Understanding Artifacts in Impedance Spectroscopy

Abstract

Four-terminal measurements of impedance spectra have long been troubled by the presence of high frequency artifacts that typically indicate unphysically large inductive behavior. We follow up on the observation of Fleig et al., that voltage and current are necessarily measured in different locations of the potentiostat circuit, and that, typically, the electrometer input is a virtual ground. In this case, the capacitance of coaxial cables that connect sample electrodes to the potentiostat provides a high frequency conduction path to ground, so that some of the current that passes through the sample bypasses the electrometer.
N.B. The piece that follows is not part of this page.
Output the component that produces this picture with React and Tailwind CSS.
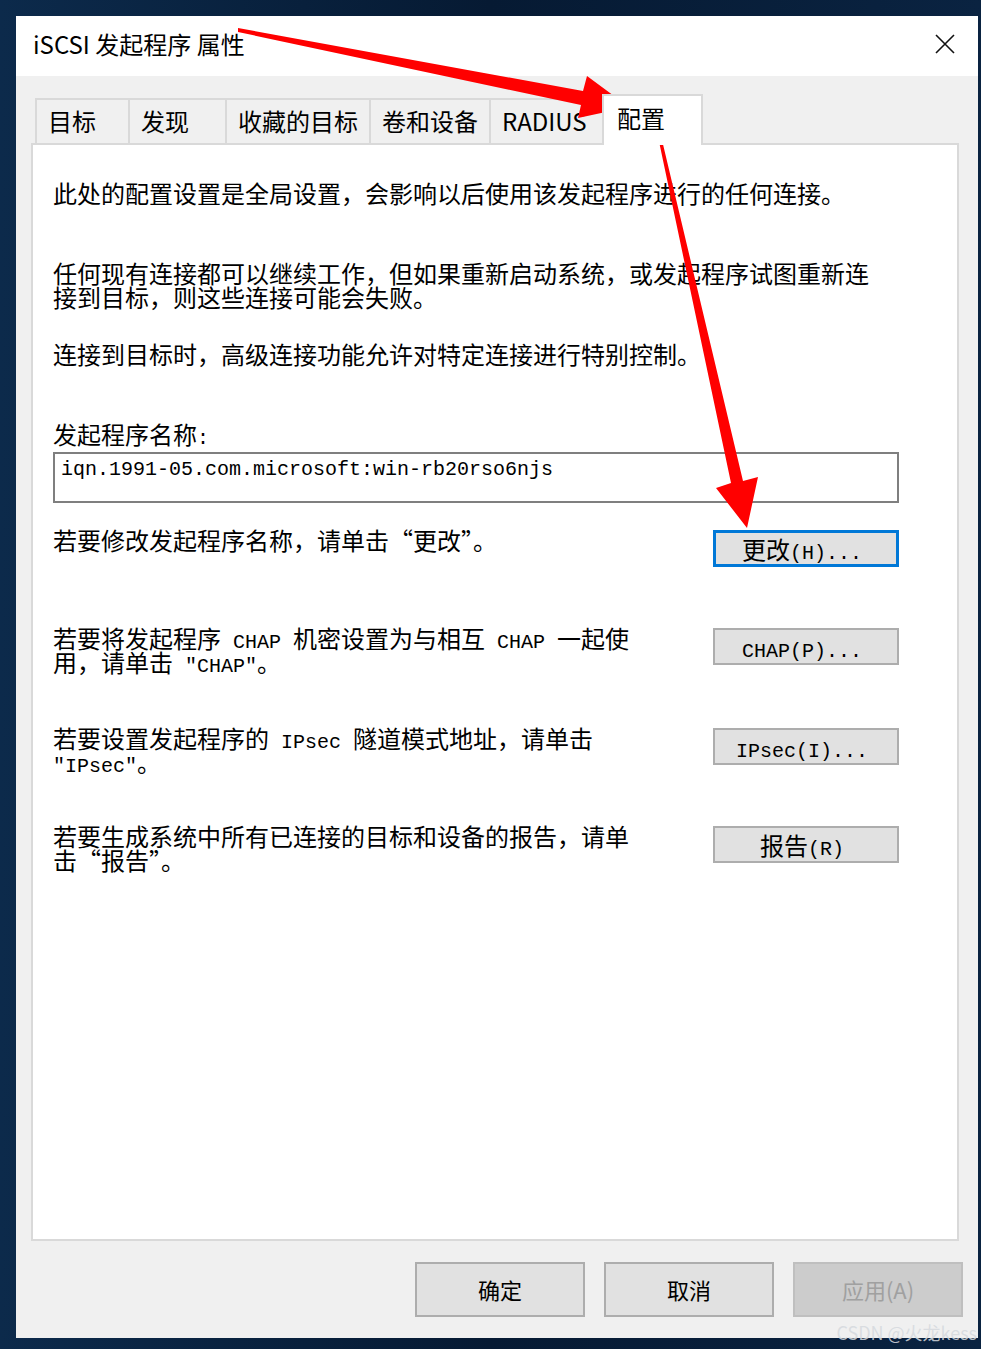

In four-electrode measurements, this mechanism produces the observed inductive artifacts. We examine a variety of simulated samples, with calculations compared to measurements of relevant circuits, to quantitatively investigate the nature of the artifacts. Model results agree with measurements when the leakage capacitances are properly included in the circuit analyses. With understanding of the origin of the inductive artifacts, the four-electrode method can be effectively utilized, enabling a combination of two-, three- and four-electrode measurements to be used to best advantage. Using this combination of electrode configurations, temperature dependent measurements of SrTiO3, Y2O3-stabilized ZrO2, and In2O3 films deposited on YSZ substrates are presented.